Amid ongoing mass protests, students have blockaded the buildings of Serbia’s two main public broadcasters in Belgrade and Novi Sad, leading to confrontations with police in riot gear.
Students in Serbia on Tuesday picketed the main building of Radio-Television Serbia, RTS in Belgrade and the country’s second public broadcaster, Radio Television of Vojvodina, RTV in Novi Sad, demanding that they report more objectively on their months-long anti-corruption protests.
The picket in Belgrade started on Monday night at 11 pm and protesters said the blockades would continue them 22 hours, dubbing them “the liberation of our RTS”.
The move to target the broadcasters was not announced in advance but many students posted calls on social media for members of the public to join them in front of the RTS building.
“The long-prepared operation ‘Operation’ has just begun. Takovska 10. RTS. Everyone, right now,” students from the Belgrade Faculty of Dramatic Arts wrote on Monday night on their Instagram account.
Protesters arrived on Monday night and put up metal fences at the RTS building entrance.

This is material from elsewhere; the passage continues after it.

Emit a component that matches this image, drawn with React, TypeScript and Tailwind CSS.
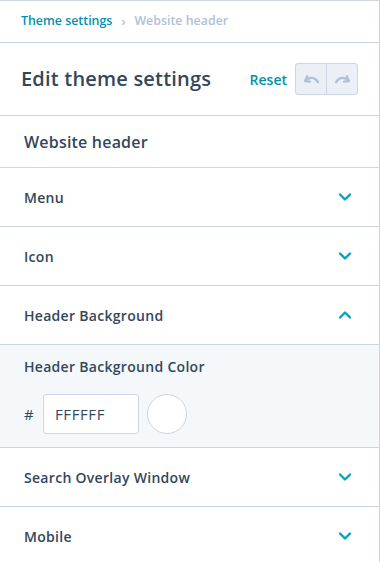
import React from "react";

const Chevron = ({ up }: { up?: boolean }) => (
  <svg width="16" height="16" viewBox="0 0 16 16" fill="none" className="text-[#00a4bd]">
    <path
      d={up ? "M3 10.5 L8 5.5 L13 10.5" : "M3 5.5 L8 10.5 L13 5.5"}
      stroke="currentColor"
      strokeWidth="2.4"
      strokeLinecap="round"
      strokeLinejoin="round"
    />
  </svg>
);

const Row = ({ label, up }: { label: string; up?: boolean }) => (
  <div className="flex items-center justify-between h-[59px] border-b border-[#cbd6e2] pl-[24px] pr-[26px]">
    <span className="text-[14px] font-semibold text-[#33475b] tracking-[0.3px]">{label}</span>
    <Chevron up={up} />
  </div>
);

export default function App() {
  return (
    <div
      className="w-[380px] h-[562px] overflow-hidden bg-white border-t border-r border-[#cbd6e2] text-[#33475b]"
      style={{ fontFamily: '"Open Sans", "Noto Sans", sans-serif' }}
    >
      <div className="h-[42px] flex items-center pl-[21px] border-b border-[#cbd6e2] text-[12.4px] font-semibold">
        <span className="text-[#0091ae]">Theme settings</span>
        <span className="mx-[9px] text-[#b0c1d4] text-[12px]">›</span>
        <span className="text-[#b0c1d4]">Website header</span>
      </div>
      <div className="h-[73px] flex items-center justify-between pl-[21px] pr-[21px] border-b border-[#cbd6e2]">
        <span className="text-[20px] font-semibold text-[#33475b] tracking-[0.2px]">Edit theme settings</span>
        <div className="flex items-center gap-[8px]">
          <span className="text-[14px] font-semibold text-[#0091ae]">Reset</span>
          <div className="flex h-[32px] rounded-[3px] border border-[#cbd6e2] bg-[#eaf0f6]">
            <div className="w-[31px] flex items-center justify-center border-r border-[#cbd6e2]">
              <svg width="17" height="13" viewBox="0 0 16 12" fill="none">
                <path d="M4 3 L2 7.5 L6.5 8" stroke="#b0c1d4" strokeWidth="2.2" strokeLinecap="round" strokeLinejoin="round" />
                <path d="M2.5 7.3 C5 3.5 11 3 14 8.5" stroke="#b0c1d4" strokeWidth="2.2" strokeLinecap="round" fill="none" />
              </svg>
            </div>
            <div className="w-[30px] flex items-center justify-center">
              <svg width="17" height="13" viewBox="0 0 16 12" fill="none">
                <path d="M12 3 L14 7.5 L9.5 8" stroke="#b0c1d4" strokeWidth="2.2" strokeLinecap="round" strokeLinejoin="round" />
                <path d="M13.5 7.3 C11 3.5 5 3 2 8.5" stroke="#b0c1d4" strokeWidth="2.2" strokeLinecap="round" fill="none" />
              </svg>
            </div>
          </div>
        </div>
      </div>
      <div className="h-[52px] flex items-center pl-[24px] border-b border-[#cbd6e2]">
        <span className="text-[16px] font-semibold text-[#33475b] tracking-[0.2px]">Website header</span>
      </div>
      <Row label="Menu" />
      <Row label="Icon" />
      <Row label="Header Background" up />
      <div className="h-[103px] bg-[#f5f8fa] border-b border-[#cbd6e2] pl-[24px] pt-[12px]">
        <div className="text-[14px] font-semibold text-[#33475b] leading-[20px] tracking-[0.3px]">Header Background Color</div>
        <div className="flex items-center mt-[18px] -translate-y-[1px]">
          <span className="text-[15px] text-[#33475b] w-[19px]">#</span>
          <div className="w-[96px] h-[40px] rounded-[3px] border border-[#cbd6e2] bg-white flex items-center pl-[11px] text-[15px] text-[#33475b] tracking-[0.6px]">
            FFFFFF
          </div>
          <div className="ml-[8px] w-[40px] h-[40px] rounded-full border border-[#cbd6e2] bg-white" />
        </div>
      </div>
      <Row label="Search Overlay Window" />
      <Row label="Mobile" />
    </div>
  );
}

Serbia’s gendarmerie riot police also arrived on Monday night. Videos on social media showed them going through a group of students and hitting some of them with batons. Media reported that numerous police were present inside both the RTS and RTV buildings.
Serbia’s Interior Minister Ivica Dacic insisted the gendarmerie did not attack anyone, but that the police were attacked. “There are no doubts about this, the gendarmerie only wanted to enter the building, as that was their task,” he said, RTS reported.
President Aleksandar Vucic later on Monday night posted a photo of a policeman who was injured with a black eye. “Lazar Bacic, a police officer, was attacked by Bolshevik plenary members [student protesters] in front of the RTS building. He sustained severe bodily injuries. Horrific ones. They hit him with brass knuckles,” Vucic wrote on Instagram.
Vucic added that “they will be held accountable for every act of violence they have committed”.
Although Vucic claimed the students were responsible for the attack, video on social media showed that the injured policeman was in plainclothes and was, in fact, hit by the riot police.
The Higher Public Prosecutor’s Office in Belgrade has ordered the police to identify all those who attacked members of the gendarmerie in front of the RTS building and who “assaulted a plainclothes police officer while he was performing his official duties, causing an eye injury”.
RTS has appealed to the students to abandon the blockade. “Radi- Television Serbia states that this blockade is in complete contrast to previous statements made by the students in the blockade, in which they advocated the free operation of institutions,” it said.
Novi Sad students also launched their blockade of the Radio Television of Vojvodina building on Monday night. Beta news agency reported on Monday night that the students had attempted to negotiate with the general director of RTV, Goran Karadzic, about speaking on air in a live broadcast, but he refused. RTV halted its regular news programmes and has instead been broadcasting films, documentaries and other shows.
Students have called for a blockade of RTS’s second studio, on the other side of Belgrade, as well. Meanwhile however, RTS continues to broadcast its regular programming.
Mass student-led protests sparked by November’s Novi Sad railway station disaster, which left 15 people dead, erupted more than three months ago.
The protests have become the most serious challenge to Vucic’s rule since his Serbian Progressive Party came to power in 2012. Vucic has described them as an attempted revolution.